Always, and it works in both directions. I believe we have lessons on both work and personal sides that can help on the other. This the premise of my newsletter, it's all about life and work lessons.
Either can help us on the other.
But the whole work/life balance gets misinterpreted as if we have to separate and build a wall between them, hence the slash.
Why the wall?
Good lessons can come from either side and help the other.
I actually like better the phrase 'work-life harmony'
I wish I could remember the name of the lady I got it from to give her full credit.
Instead of the separation that balance introduces, we can find a way to mesh and integrate both in a way that works, well, in harmony.
2. A situation just last week.
I made a payment way early. Good? Hold that thought.
While submitting it I had a little voice say something like "You sure? this can wait. You may want to hold on to that cash for now. Pay this later, there's revenue coming before it's due."

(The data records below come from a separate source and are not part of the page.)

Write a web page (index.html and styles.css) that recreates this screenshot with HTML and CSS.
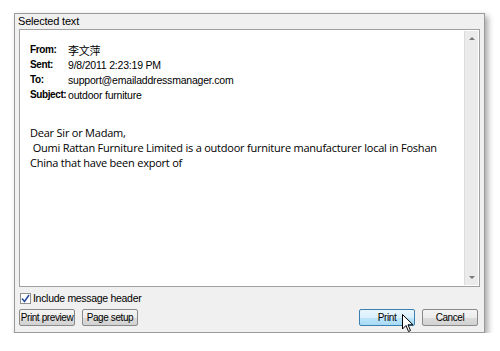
FILE: index.html
```html
<!DOCTYPE html>
<html lang="en">

<head>
    <meta charset="UTF-8">
    <title>Selected text</title>
    <link rel="stylesheet" href="styles.css">
</head>

<body>
    <div class="dialog">
        <div class="title">Selected text</div>

        <div class="preview">
            <div class="preview-body">
                <div class="header">
                    <span class="label">From:</span><span class="value cjk">李文萍</span>
                    <span class="label">Sent:</span><span class="value">9/8/2011 2:23:19 PM</span>
                    <span class="label">To:</span><span class="value">support@emailaddressmanager.com</span>
                    <span class="label">Subject:</span><span class="value">outdoor furniture</span>
                </div>
                <div class="message">
                    <div>Dear Sir or Madam,</div>
                    <div>&nbsp;Oumi Rattan Furniture Limited is a outdoor furniture manufacturer local in Foshan</div>
                    <div>China that have been export of</div>
                </div>
            </div>
            <div class="scrollbar">
                <span class="arrow up"></span>
                <span class="arrow down"></span>
            </div>
        </div>

        <label class="check-row">
            <span class="checkbox">
                <svg width="9" height="9" viewBox="0 0 9 9"><path d="M1 4.5 L3.5 7.5 L8 1" fill="none" stroke="#2b4f9e" stroke-width="1.6"/></svg>
            </span>
            Include message header
        </label>

        <div class="button-row">
            <button class="btn">Print preview</button>
            <button class="btn">Page setup</button>
            <span class="spacer"></span>
            <button class="btn btn-print">Print</button>
            <button class="btn">Cancel</button>
        </div>

        <svg class="cursor" width="13" height="20" viewBox="0 0 13 20">
            <path d="M0.5 0.5 L0.5 15 L4 11.5 L6.5 17.5 L8.5 16.6 L6 10.8 L11 10.8 Z" fill="#fff" stroke="#000" stroke-width="1"/>
        </svg>
    </div>
</body>

</html>
```

FILE: styles.css
```css
body {
    margin: 0;
    background: #ffffff;
    font-family: 'Liberation Sans', sans-serif;
}

.dialog {
    position: relative;
    margin: 13px 0 0 14px;
    width: 469px;
    height: 318px;
    background: #f0f0f0;
    border: 1px solid #9a9a9a;
    box-shadow: 3px 3px 6px rgba(0, 0, 0, 0.35);
    display: flex;
    flex-direction: column;
    font-size: 11px;
    color: #000;
}

.title {
    height: 15px;
    padding: 0 0 0 3px;
    font-size: 11px;
    line-height: 14px;
    letter-spacing: -0.2px;
}

.preview {
    display: flex;
    margin: 0 4px;
    height: 256px;
    border: 1px solid #a0a0a0;
    background: #ffffff;
}

.preview-body {
    flex: 1;
    padding: 12px 0 0 10px;
    overflow: hidden;
}

.header {
    display: grid;
    grid-template-columns: 38px auto;
    grid-auto-rows: 15px;
    align-items: center;
    font-size: 10.5px;
    letter-spacing: -0.2px;
}

.header .label {
    font-size: 10px;
    font-weight: bold;
    letter-spacing: -0.4px;
}

.header .cjk {
    font-family: 'Noto Sans CJK SC', sans-serif;
    font-size: 11px;
}

.message {
    margin-top: 23px;
    font-family: 'Open Sans', sans-serif;
    font-size: 11px;
    line-height: 15px;
    letter-spacing: -0.22px;
    white-space: nowrap;
}

.scrollbar {
    position: relative;
    width: 13px;
    margin: 1px 1px 1px 0;
    background: #ebebeb;
    border-left: 1px solid #dcdcdc;
}

.arrow {
    position: absolute;
    left: 4px;
    width: 0;
    height: 0;
    border-left: 3px solid transparent;
    border-right: 3px solid transparent;
}

.arrow.up {
    top: 6px;
    border-bottom: 3px solid #777;
}

.arrow.down {
    bottom: 6px;
    border-top: 3px solid #777;
}

.check-row {
    display: flex;
    align-items: center;
    gap: 2px;
    margin: 4px 0 0 5px;
    height: 14px;
    font-size: 10.5px;
    letter-spacing: -0.3px;
}

.checkbox {
    width: 11px;
    height: 11px;
    border: 1px solid #8f8f8f;
    background: #fff;
    display: flex;
    align-items: center;
    justify-content: center;
    box-sizing: border-box;
}

.button-row {
    display: flex;
    gap: 7px;
    margin: 4px 6px 0 4px;
}

.spacer {
    flex: 1;
}

.btn {
    width: 56px;
    height: 17px;
    padding: 0;
    white-space: nowrap;
    border: 1px solid #8a8a8a;
    border-radius: 2px;
    background: linear-gradient(#f4f4f4 0%, #ececec 50%, #dcdcdc 51%, #d2d2d2 100%);
    font-family: 'Liberation Sans', sans-serif;
    font-size: 10px;
    letter-spacing: -0.4px;
    color: #000;
}

.btn-print {
    border-color: #3c7fb1;
    background: linear-gradient(#eaf6fd 0%, #d9f0fc 50%, #bee6fd 51%, #a7d9f5 100%);
}

.cursor {
    position: absolute;
    left: 387px;
    top: 300px;
}
```
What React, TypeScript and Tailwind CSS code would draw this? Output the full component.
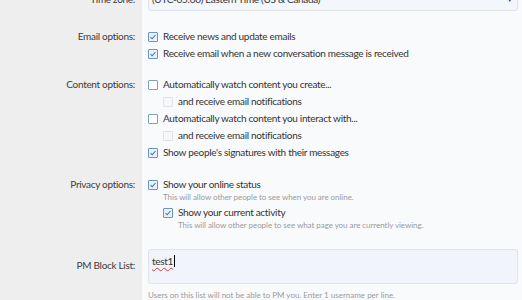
import React from "react";

const font = { fontFamily: 'Lato, "Segoe UI", "Noto Sans", sans-serif' };

function Box({ checked, faint }: { checked?: boolean; faint?: boolean }) {
    return (
        <span
            className={
                "inline-flex h-[10px] w-[10px] shrink-0 items-center justify-center rounded-[1px] border " +
                (faint ? "border-[#dfe3ea] bg-[#f7f8fb]" : checked ? "border-[#6d95c4] bg-[#e9f0f9]" : "border-[#7f9ec4] bg-white")
            }
        >
            {checked && (
                <svg width="8" height="8" viewBox="0 0 8 8">
                    <path d="M1.5 4.2 L3.2 5.8 L6.5 2" fill="none" stroke="#3f78bf" strokeWidth="1.1" />
                </svg>
            )}
        </span>
    );
}

function Check({ text, checked, faint, sub, hint }: { text: string; checked?: boolean; faint?: boolean; sub?: boolean; hint?: string }) {
    return (
        <div className={sub ? "pl-[15px]" : ""}>
            <div className="flex h-[17px] items-center gap-[5px]">
                <Box checked={checked} faint={faint} />
                <span className="text-[10px] tracking-[-0.3px] text-[#333333] whitespace-nowrap">{text}</span>
            </div>
            {hint && <div className="pl-[15px] text-[8px] leading-[9px] tracking-[-0.05px] text-[#9a9a9a] whitespace-nowrap">{hint}</div>}
        </div>
    );
}

function Row({ label, children, pad }: { label: string; children: React.ReactNode; pad: string }) {
    return (
        <div className="flex">
            <div className={"w-[142px] shrink-0 bg-[#eeeeee] pr-[7px] text-right text-[10px] leading-[17px] tracking-[-0.3px] text-[#3c3c3c] " + pad}>{label}</div>
            <div className={"flex-1 bg-[#f9fafc] pl-[6px] pr-[4px] " + pad}>{children}</div>
        </div>
    );
}

export default function App(): JSX.Element {
    return (
        <div className="h-[300px] w-[522px] overflow-hidden bg-[#f9fafc]" style={font}>
            <div className="-mt-[12px]">
                <div className="flex">
                    <div className="flex w-[142px] shrink-0 items-center justify-end bg-[#eeeeee] pr-[7px] text-[10px] tracking-[-0.3px] text-[#3c3c3c]">Time zone:</div>
                    <div className="flex-1 bg-[#f9fafc] pl-[6px] pr-[4px]">
                        <div className="flex h-[23px] items-center justify-between rounded-[3px] border border-[#dfe3ea] bg-[#f3f6fa] pl-[3px] pr-[4px] text-[10px] tracking-[-0.3px] text-[#333333]">
                            <span>(UTC-05:00) Eastern Time (US &amp; Canada)</span>
                            <span className="text-[7px] text-[#333]">▼</span>
                        </div>
                    </div>
                </div>
                <Row label="Email options:" pad="pt-[17px]">
                    <Check checked text="Receive news and update emails" />
                    <Check checked text="Receive email when a new conversation message is received" />
                </Row>
                <Row label="Content options:" pad="pt-[14px]">
                    <Check text="Automatically watch content you create..." />
                    <Check sub faint text="and receive email notifications" />
                    <Check text="Automatically watch content you interact with..." />
                    <Check sub faint text="and receive email notifications" />
                    <Check checked text="Show people's signatures with their messages" />
                </Row>
                <Row label="Privacy options:" pad="pt-[15px]">
                    <Check checked text="Show your online status" hint="This will allow other people to see when you are online." />
                    <div className="h-[2px]" />
                    <Check sub checked text="Show your current activity" hint="This will allow other people to see what page you are currently viewing." />
                </Row>
                <div className="flex">
                    <div className="w-[142px] shrink-0 bg-[#eeeeee] pr-[7px] pt-[27px] text-right text-[10px] leading-[17px] tracking-[-0.3px] text-[#3c3c3c]">PM Block List:</div>
                    <div className="flex-1 bg-[#f9fafc] pl-[6px] pr-[4px] pt-[19px]">
                        <div className="h-[35px] rounded-[3px] border border-[#dfe3ea] bg-[#f1f5fb] px-[3px] pt-[3px] text-[10px] leading-[17px] tracking-[-0.3px] text-[#333333]">
                            <span className="underline decoration-wavy decoration-[#d04040] decoration-[0.5px] underline-offset-2">test1</span>
                            <span className="ml-[1px] inline-block h-[12px] w-[1px] translate-y-[2px] bg-black" />
                        </div>
                        <div className="pt-[6px] text-[8px] leading-[10px] text-[#9a9a9a]">Users on this list will not be able to PM you. Enter 1 username per line.</div>
                    </div>
                </div>
                <div className="flex h-[40px]">
                    <div className="w-[142px] bg-[#eeeeee]" />
                </div>
            </div>
        </div>
    );
}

All that in a fraction of a second.
I didn't listen to it.
My logical head was following what I had scheduled to happen that day, it was on my calendar: pay this bill.
Sure enough, something happened earlier this week where I could have used that cash but now I am somewhat decapitalized. Had to make do with less.
I didn't derisk.
Didn't ask your 2 questions 🤦♂️
Btw, that little voice, that's intuition. It is not some woo woo stuff. It's part of our psyche and very real.
I'm striving to do better and listen to my intuition more, then combine it with my logic. Not one or the other.
Vishen Lakhiani said something like "our logical mind doesn't have all the answers."
Note to self: remember the 2 derisking questions.
1) What’s most likely to go wrong?
2) What can I do to prevent this from happening?
Thanks Wes.
P.S. Have you gotten a new outdoor plant?